### DATA EXTRACT
● ● ● ● ● ● ●
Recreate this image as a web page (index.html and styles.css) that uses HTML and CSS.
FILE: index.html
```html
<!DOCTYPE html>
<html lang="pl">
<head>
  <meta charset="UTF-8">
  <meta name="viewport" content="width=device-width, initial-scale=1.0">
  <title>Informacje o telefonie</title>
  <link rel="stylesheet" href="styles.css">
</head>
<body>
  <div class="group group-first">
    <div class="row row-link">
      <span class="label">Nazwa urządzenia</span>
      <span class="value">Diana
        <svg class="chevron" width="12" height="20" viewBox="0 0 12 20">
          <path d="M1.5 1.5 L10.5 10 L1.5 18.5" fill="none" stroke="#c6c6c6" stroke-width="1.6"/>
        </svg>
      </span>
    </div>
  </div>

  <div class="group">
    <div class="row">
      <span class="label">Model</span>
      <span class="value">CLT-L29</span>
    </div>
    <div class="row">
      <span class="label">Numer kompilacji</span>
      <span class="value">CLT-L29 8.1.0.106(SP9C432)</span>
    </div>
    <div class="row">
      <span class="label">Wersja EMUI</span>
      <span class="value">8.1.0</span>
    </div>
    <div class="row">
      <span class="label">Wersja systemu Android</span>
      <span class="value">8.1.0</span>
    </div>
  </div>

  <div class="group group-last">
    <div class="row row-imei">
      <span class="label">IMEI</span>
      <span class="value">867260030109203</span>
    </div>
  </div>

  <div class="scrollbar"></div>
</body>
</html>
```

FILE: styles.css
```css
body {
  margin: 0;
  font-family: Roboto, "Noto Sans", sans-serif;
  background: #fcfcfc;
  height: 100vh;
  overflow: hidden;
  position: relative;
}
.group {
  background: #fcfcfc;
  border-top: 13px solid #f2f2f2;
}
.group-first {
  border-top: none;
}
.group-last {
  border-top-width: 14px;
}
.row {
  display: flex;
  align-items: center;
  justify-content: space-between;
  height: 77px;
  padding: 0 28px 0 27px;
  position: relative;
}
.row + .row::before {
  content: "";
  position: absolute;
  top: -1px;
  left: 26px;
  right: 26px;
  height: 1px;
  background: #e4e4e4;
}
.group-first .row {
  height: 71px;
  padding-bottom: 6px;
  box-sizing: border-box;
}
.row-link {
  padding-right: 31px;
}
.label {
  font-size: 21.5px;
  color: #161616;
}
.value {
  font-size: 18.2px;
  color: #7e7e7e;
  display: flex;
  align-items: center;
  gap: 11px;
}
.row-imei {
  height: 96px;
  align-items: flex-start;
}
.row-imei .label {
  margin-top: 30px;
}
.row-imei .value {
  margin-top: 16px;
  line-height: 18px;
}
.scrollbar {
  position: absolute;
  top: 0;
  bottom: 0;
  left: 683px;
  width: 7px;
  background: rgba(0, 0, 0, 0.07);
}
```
● ● ● ● ● ● ●
Reproduce the full listing above, character for character.

Recreate this image as a web page (index.html and styles.css) that uses HTML and CSS.
FILE: index.html
```html
<!DOCTYPE html>
<html lang="pl">
<head>
  <meta charset="UTF-8">
  <meta name="viewport" content="width=device-width, initial-scale=1.0">
  <title>Informacje o telefonie</title>
  <link rel="stylesheet" href="styles.css">
</head>
<body>
  <div class="group group-first">
    <div class="row row-link">
      <span class="label">Nazwa urządzenia</span>
      <span class="value">Diana
        <svg class="chevron" width="12" height="20" viewBox="0 0 12 20">
          <path d="M1.5 1.5 L10.5 10 L1.5 18.5" fill="none" stroke="#c6c6c6" stroke-width="1.6"/>
        </svg>
      </span>
    </div>
  </div>

  <div class="group">
    <div class="row">
      <span class="label">Model</span>
      <span class="value">CLT-L29</span>
    </div>
    <div class="row">
      <span class="label">Numer kompilacji</span>
      <span class="value">CLT-L29 8.1.0.106(SP9C432)</span>
    </div>
    <div class="row">
      <span class="label">Wersja EMUI</span>
      <span class="value">8.1.0</span>
    </div>
    <div class="row">
      <span class="label">Wersja systemu Android</span>
      <span class="value">8.1.0</span>
    </div>
  </div>

  <div class="group group-last">
    <div class="row row-imei">
      <span class="label">IMEI</span>
      <span class="value">867260030109203</span>
    </div>
  </div>

  <div class="scrollbar"></div>
</body>
</html>
```

FILE: styles.css
```css
body {
  margin: 0;
  font-family: Roboto, "Noto Sans", sans-serif;
  background: #fcfcfc;
  height: 100vh;
  overflow: hidden;
  position: relative;
}
.group {
  background: #fcfcfc;
  border-top: 13px solid #f2f2f2;
}
.group-first {
  border-top: none;
}
.group-last {
  border-top-width: 14px;
}
.row {
  display: flex;
  align-items: center;
  justify-content: space-between;
  height: 77px;
  padding: 0 28px 0 27px;
  position: relative;
}
.row + .row::before {
  content: "";
  position: absolute;
  top: -1px;
  left: 26px;
  right: 26px;
  height: 1px;
  background: #e4e4e4;
}
.group-first .row {
  height: 71px;
  padding-bottom: 6px;
  box-sizing: border-box;
}
.row-link {
  padding-right: 31px;
}
.label {
  font-size: 21.5px;
  color: #161616;
}
.value {
  font-size: 18.2px;
  color: #7e7e7e;
  display: flex;
  align-items: center;
  gap: 11px;
}
.row-imei {
  height: 96px;
  align-items: flex-start;
}
.row-imei .label {
  margin-top: 30px;
}
.row-imei .value {
  margin-top: 16px;
  line-height: 18px;
}
.scrollbar {
  position: absolute;
  top: 0;
  bottom: 0;
  left: 683px;
  width: 7px;
  background: rgba(0, 0, 0, 0.07);
}
```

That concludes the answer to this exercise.